Today, I turn 21. For some people, it might be just another number, where you get one year closer to death or the next Nacelle party. For me, that two-digit number holds a lot of connotations. On the one hand, I am now (supposedly) my own legal, independent person; my choices, my decisions. I get to do what I want, when I want and however the fuck I want. On the other hand, as my friend so eloquently put it, I get to "flash my ID at the bartender and demand a Martini." Quite honestly, that all sounds super exciting. No longer will I have to awkwardly try to slip by the Cairo Jazz Club bouncers, only to be mercilessly and cruelly dragged out again when my ID shows an age less than that mythically perfect numeral. I just have a feeling that my life is going to be all the better now that the government recognises me as a human being capable of being charged for murder if they see fit (probably not the best thing seeing how I'm borderline homicidal). My expectations for turning 21 could not get any higher even if I tried.

But, if I take a minute to think about it, which of my expectations are going to come true? In all honesty, nothing in my life has worked the way it was supposed to, neither in the 21 years leading up to this moment or even in the meager past couple of months. My life is barely functional; I have the emotional range of a person with severe attachment issues, I have another failed attempt at a functional love life fresh under my belt, my educational experience couldn't be more tiring and I have no job to offset my Real Housewives of New Jersey spending habits. I can't even have a functional actual-day-of-birth, seeing as how I have a midterm deadline to adhere to today that I literally stayed up working on the entirety of last night. Furthermore, seeing how we're smack in the middle of a midterm week from hell, I have no expectations that my friends will throw me a party, of any shape or form (which is a shame since I just perfected my surprised face for any impromptu surprise party that I would have literally seen coming miles away). To top it all off, I have become fat and in desperate need of a workout. So, all in all, this new chapter in my life isn’t really coming off to the greatest start. 

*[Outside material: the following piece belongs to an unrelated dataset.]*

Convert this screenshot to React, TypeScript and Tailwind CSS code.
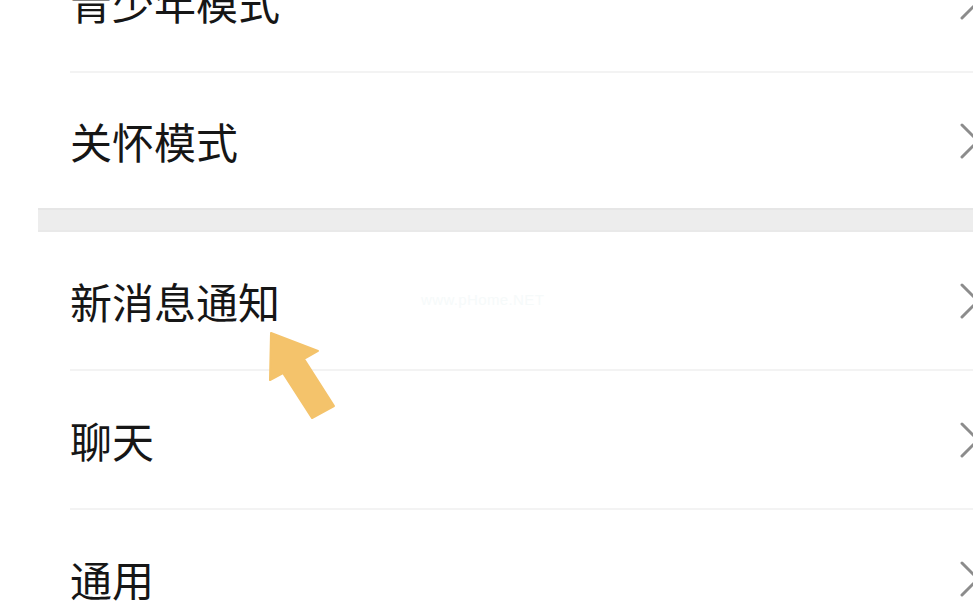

Here's the thing, though: age is just a number, and 21 is only one more year to tick off. Turning 21 doesn't make you a mature adult (only a legal one), and it certainly doesn't offer you a magical fix for your life. All these pre-conceptions and expectations we form in our heads are exactly just that: expectations. You can't really write off an entire year of your life just because it didn't start off quite as you planned. You don't know what's going to happen. Personally, even though the odds may be somewhat against the first year of my second decade of life, I couldn't be more excited for it. It's a new start, a brand new page in the never ending RomCom that is my life. I'm not that fat, I could start working out more, and my love life is going to be disastrous whether I'm 20 or 120. College isn't going to change (and since I'm already graduating in two semesters, there's really no point in it changing now), I have a successful column that makes my life far more interesting than it actually is and I have become better far better at managing my human relationships than I thought I possibly could. I have amazing friends, I can go to CJC and I can have a bank account now, however empty it may be.

Simple things, yes, yet in the grander scheme, my life couldn't be any better. Now, where’s that Martini?